The title Tender Buttons has long been a hard one, and no pornographic explanation has yet convinced me that it can apply to the book’s content. Equally inadequate seems Mrs. Meyerowitz’s suggestion that it reflects Gertrude Stein’s pleasure in fingering through her button box. Actually she liked pretty buttons and often had them joined as cufflinks for her shirtwaists. But the sections of Tender Buttons are entitled “Objects—Food—Rooms,” a still-life undertaking that no mere button box tenderly viewed seems sufficient to encompass. I prefer to consider the title as possibly a punning translation of tendres boutons (“young buds”), which at least gives a view of the whole, and without pornography either, which Gertrude abhorred.

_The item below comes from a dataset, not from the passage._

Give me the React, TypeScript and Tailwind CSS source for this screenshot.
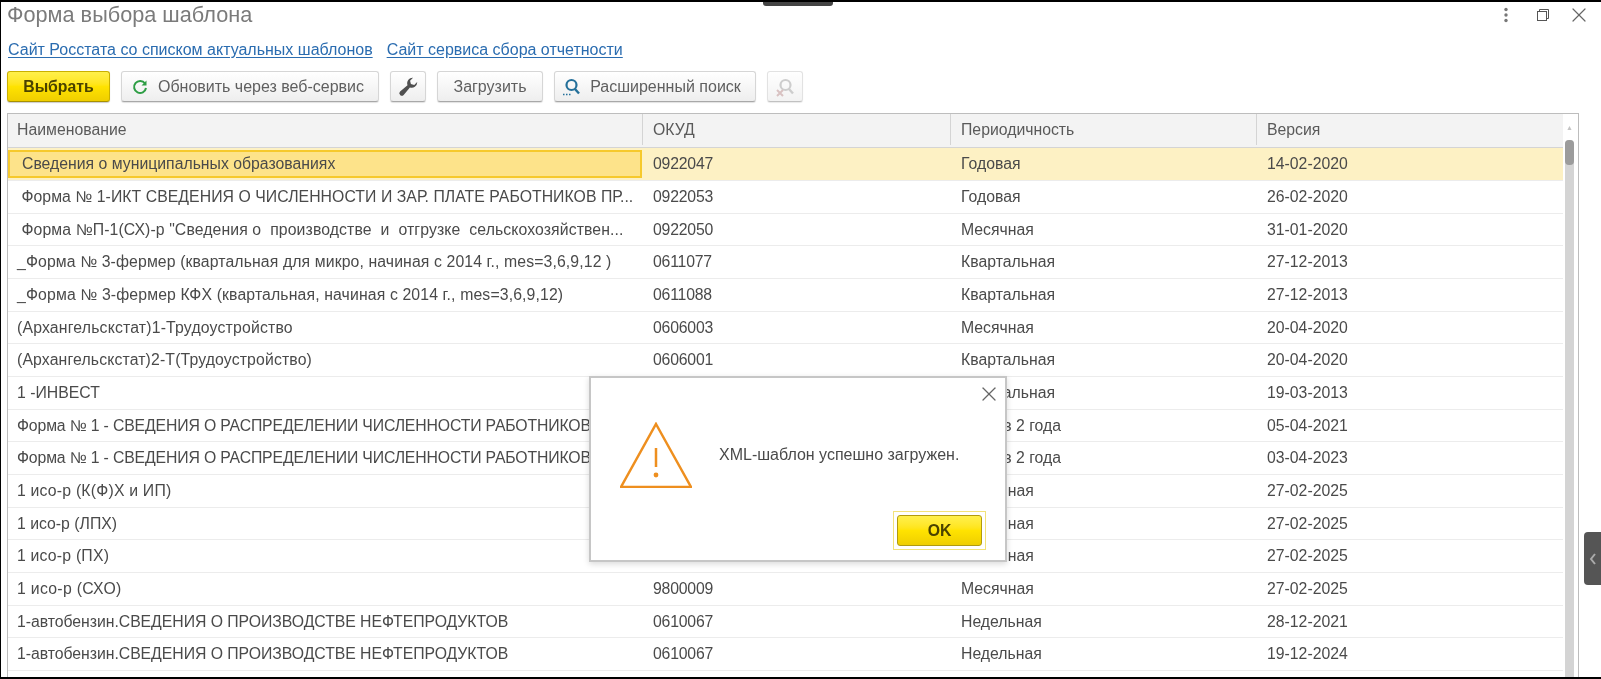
import { X } from 'lucide-react';

const rows = [
  { name: ' Форма № 1-ИКТ СВЕДЕНИЯ О ЧИСЛЕННОСТИ И ЗАР. ПЛАТЕ РАБОТНИКОВ ПР...', code: '0922053', period: 'Годовая', version: '26-02-2020', fit: 'tracking-[0.05px]' },
  { name: ' Форма №П-1(СХ)-р "Сведения о  производстве  и  отгрузке  сельскохозяйствен...', code: '0922050', period: 'Месячная', version: '31-01-2020', fit: 'tracking-[0.1px]' },
  { name: '_Форма № 3-фермер (квартальная для микро, начиная с 2014 г., mes=3,6,9,12 )', code: '0611077', period: 'Квартальная', version: '27-12-2013', fit: 'tracking-[0.11px]' },
  { name: '_Форма № 3-фермер КФХ (квартальная, начиная с 2014 г., mes=3,6,9,12)', code: '0611088', period: 'Квартальная', version: '27-12-2013', fit: 'tracking-[0.13px]' },
  { name: '(Архангельскстат)1-Трудоустройство', code: '0606003', period: 'Месячная', version: '20-04-2020', fit: 'tracking-[0.18px]' },
  { name: '(Архангельскстат)2-Т(Трудоустройство)', code: '0606001', period: 'Квартальная', version: '20-04-2020', fit: 'tracking-[0.14px]' },
  { name: '1 -ИНВЕСТ', code: '0610001', period: 'Квартальная', version: '19-03-2013', fit: '' },
  { name: 'Форма № 1 - СВЕДЕНИЯ О РАСПРЕДЕЛЕНИИ ЧИСЛЕННОСТИ РАБОТНИКОВ', code: '0606010', period: '1 раз в 2 года', version: '05-04-2021', fit: 'tracking-[-0.15px]' },
  { name: 'Форма № 1 - СВЕДЕНИЯ О РАСПРЕДЕЛЕНИИ ЧИСЛЕННОСТИ РАБОТНИКОВ', code: '0606010', period: '1 раз в 2 года', version: '03-04-2023', fit: 'tracking-[-0.15px]' },
  { name: '1 исо-р (К(Ф)Х и ИП)', code: '9800009', period: 'Месячная', version: '27-02-2025', fit: 'tracking-[0.2px]' },
  { name: '1 исо-р (ЛПХ)', code: '9800009', period: 'Месячная', version: '27-02-2025', fit: '' },
  { name: '1 исо-р (ПХ)', code: '9800009', period: 'Месячная', version: '27-02-2025', fit: 'tracking-[0.2px]' },
  { name: '1 исо-р (СХО)', code: '9800009', period: 'Месячная', version: '27-02-2025', fit: 'tracking-[0.3px]' },
  { name: '1-автобензин.СВЕДЕНИЯ О ПРОИЗВОДСТВЕ НЕФТЕПРОДУКТОВ', code: '0610067', period: 'Недельная', version: '28-12-2021', fit: 'tracking-[-0.04px]' },
  { name: '1-автобензин.СВЕДЕНИЯ О ПРОИЗВОДСТВЕ НЕФТЕПРОДУКТОВ', code: '0610067', period: 'Недельная', version: '19-12-2024', fit: 'tracking-[-0.04px]' },
  { name: '', code: '', period: '', version: '', fit: '' },
];

const btn = 'h-[31px] flex items-center justify-center rounded-[3px] border border-[#d6d6d6] border-b-[#a8a8a8] bg-gradient-to-b from-white to-[#eeeeee] shadow-[0_1px_1px_rgba(0,0,0,0.12)] text-[16px] text-[#5f5f5f]';
const yellow = 'rounded-[3px] bg-gradient-to-b from-[#fff04a] via-[#ffe300] to-[#efce00] font-bold text-[15.8px] text-[#4a4200]';

function WarningIcon() {
  return (
    <svg width="72" height="66" viewBox="0 0 72 66" fill="none">
      <path d="M36 2 L71 65 L1 65 Z" stroke="#ee8f1f" strokeWidth="2.5" />
      <path d="M36 26 V45" stroke="#ee8f1f" strokeWidth="2.5" />
      <circle cx="36" cy="53" r="2.4" fill="#ee8f1f" />
    </svg>
  );
}

function SearchIcon({ muted }: { muted?: boolean }) {
  const c = muted ? '#b9b9b9' : '#24709a';
  return (
    <svg width="20" height="20" viewBox="0 0 20 20" fill="none">
      <circle cx="10.5" cy="8" r="5" stroke={c} strokeWidth="2.2" />
      <path d="M14 12 L18 16.5" stroke={c} strokeWidth="2.4" />
      {muted ? (
        <path d="M2 13 L8 19 M8 13 L2 19" stroke="#c9a9a9" strokeWidth="2" />
      ) : (
        <path d="M2 17.5 H10" stroke={c} strokeWidth="1.4" strokeDasharray="1.5 1.5" />
      )}
    </svg>
  );
}

export default function App() {
  return (
    <div className="relative w-[1601px] h-[679px] overflow-hidden bg-white border-l border-t-2 border-b-2 border-black font-['Liberation_Sans',Arial,sans-serif] text-[#444] blur-[0.3px]">
      {/* header */}
      <div className="flex items-center justify-between h-[25px] pl-[6px] pr-[10px]">
        <h1 className="text-[21.7px] text-[#7b7b7b] font-normal leading-none">Форма выбора шаблона</h1>
        <div className="flex items-center">
          <svg width="6" height="16" viewBox="0 0 6 16"><circle cx="3" cy="2.5" r="1.7" fill="#777" /><circle cx="3" cy="8" r="1.7" fill="#777" /><circle cx="3" cy="13.5" r="1.7" fill="#777" /></svg>
          <svg className="ml-[28px]" width="12" height="12" viewBox="0 0 12 12" fill="none" stroke="#555" strokeWidth="1"><rect x="0.5" y="2.5" width="9" height="9" /><path d="M2.5 2.5 V0.5 H11.5 V9.5 H9.500" /></svg>
          <X className="ml-[18px] w-[24px] h-[24px] text-[#666]" strokeWidth={1.2} />
        </div>
      </div>

      {/* links */}
      <div className="flex gap-[14px] pl-[7px] mt-[14px] text-[16px] leading-[17px] text-[#2a6cb0]">
        <a className="underline underline-offset-2">Сайт Росстата со списком актуальных шаблонов</a>
        <a className="underline underline-offset-2">Сайт сервиса сбора отчетности</a>
      </div>

      {/* toolbar */}
      <div className="flex gap-[11px] pl-[6px] mt-[13px]">
        <button className={`${yellow} h-[31px] w-[103px] border border-[#c9b000] border-b-[#a89000] shadow-[0_1px_1px_rgba(0,0,0,0.2)]`}>Выбрать</button>
        <button className={`${btn} w-[258px] gap-[10px] pr-[4px]`}>
          <svg width="16" height="16" viewBox="0 0 16 16" fill="none">
            <path d="M13 4.5 A6 6 0 1 0 14 9" stroke="#2e9e45" strokeWidth="2" />
            <path d="M14.500 1.500 V6.500 H9.500 Z" fill="#2e9e45" />
          </svg>
          Обновить через веб-сервис
        </button>
        <button className={`${btn} w-[36px]`}>
          <svg width="20" height="20" viewBox="0 0 24 24" fill="#4f4f4f">
            <path d="M23 6.500a6.500 6.500 0 0 1-8.700 6.100L6.800 21.500a3 3 0 0 1-4.300-4.200l8.900-7.500A6.500 6.500 0 0 1 18 1l-3.500 3.500 1 4 4 1 3.500-3.500z" />
          </svg>
        </button>
        <button className={`${btn} w-[106px]`}>Загрузить</button>
        <button className={`${btn} w-[202px] gap-[9px] pr-[8px]`}>
          <SearchIcon />
          Расширенный поиск
        </button>
        <button className={`${btn} w-[36px] opacity-70`}>
          <SearchIcon muted />
        </button>
      </div>

      {/* table */}
      <div className="relative ml-[6px] mt-[11px] w-[1572px] h-[600px] border border-[#bdbdbd] border-b-0 text-[15.8px] text-[#4a4a4a]">
        <div className="flex h-[34px] pb-[2px] w-[1555px] bg-[#f3f3f3] border-b border-[#d4d4d4] text-[#5a5a5a]">
          <div className="w-[634px] pl-[9px] flex items-center">Наименование</div>
          <div className="w-[308px] pl-[10px] flex items-center border-l border-[#d4d4d4]">ОКУД</div>
          <div className="w-[306px] pl-[10px] flex items-center border-l border-[#d4d4d4]">Периодичность</div>
          <div className="flex-1 pl-[10px] flex items-center border-l border-[#d4d4d4]">Версия</div>
        </div>

        <div className="w-[1555px]">
          <div className="flex items-center h-[32px] bg-[#fdf1c4]">
            <div className="w-[634px] h-[28px] pl-[12px] flex items-center bg-[#fde38a] border-2 border-[#f6c92c] whitespace-pre">Сведения о муниципальных образованиях</div>
            <div className="w-[308px] pl-[11px] tracking-[-0.2px]">0922047</div>
            <div className="w-[306px] pl-[11px]">Годовая</div>
            <div className="flex-1 pl-[11px]">14-02-2020</div>
          </div>
          {rows.map((r, i) => (
            <div key={i} className="flex h-[32.67px] border-t border-[#ececec]">
              <div className={`w-[634px] pl-[9px] flex items-center whitespace-pre overflow-hidden ${r.fit}`}>{r.name}</div>
              <div className="w-[308px] pl-[11px] flex items-center tracking-[-0.2px]">{r.code}</div>
              <div className="w-[306px] pl-[11px] flex items-center">{r.period}</div>
              <div className="flex-1 pl-[11px] flex items-center">{r.version}</div>
            </div>
          ))}
        </div>

        {/* scrollbar */}
        <div className="absolute top-0 right-[4px] bottom-0 w-[9px] flex flex-col items-center">
          <div className="h-[26px] flex items-center text-[7px] leading-none text-[#c4c4c4]">▲</div>
          <div className="flex-1 w-full bg-[#d4d4d4] rounded-t-[4px]">
            <div className="h-[25px] w-full rounded-[4px] bg-[#9c9c9c]" />
          </div>
        </div>
      </div>

      {/* top handle */}
      <div className="absolute -top-[2px] left-[762px] w-[70px] h-[6px] rounded-b-[3px] bg-[#444]" />
      {/* side handle */}
      <div className="absolute top-[530px] right-0 w-[17px] h-[53px] rounded-l-[4px] bg-[#555] flex items-center justify-center">
        <svg width="8" height="12" viewBox="0 0 8 12" fill="none"><path d="M6 1 L2 6 L6 11" stroke="#aaa" strokeWidth="2" /></svg>
      </div>

      {/* message dialog */}
      <div className="absolute left-[588px] top-[374px] w-[418px] h-[186px] bg-white border-2 border-[#c6c6c6] shadow-[0_2px_6px_rgba(0,0,0,0.15)]">
        <X className="absolute right-[4px] top-[4px] w-[24px] h-[24px] text-[#666]" strokeWidth={1.3} />
        <div className="flex items-center pl-[29px] pt-[44px]">
          <WarningIcon />
          <div className="ml-[27px] text-[16px] text-[#4a4a4a]">XML-шаблон успешно загружен.</div>
        </div>
        <div className="flex justify-end pr-[19px] mt-[23px]">
          <div className="border border-[#f2e27a] p-[3px]">
            <button className={`${yellow} block w-[85px] h-[31px] border border-[#b09a10]`}>OK</button>
          </div>
        </div>
      </div>
    </div>
  );
}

Mrs. Meyerowitz’s willingness to diminish two women of high temperament to the status of sentimental spinsters is not, however, without precedent, since exactly that was once tried out through pique and skilled malice. A longtime woman friend, herself a writer and a self-declared “amazon,” being incensed with Miss Stein over a verbal indiscretion, declared at her own dinner table that the famous friendship was “not really serious” but “wholly innocent,” hence by inference innocuous and its participants comical. Also, and herein lay her defense against Stein’s indiscretion, untrustworthy in speaking of lesbian matters.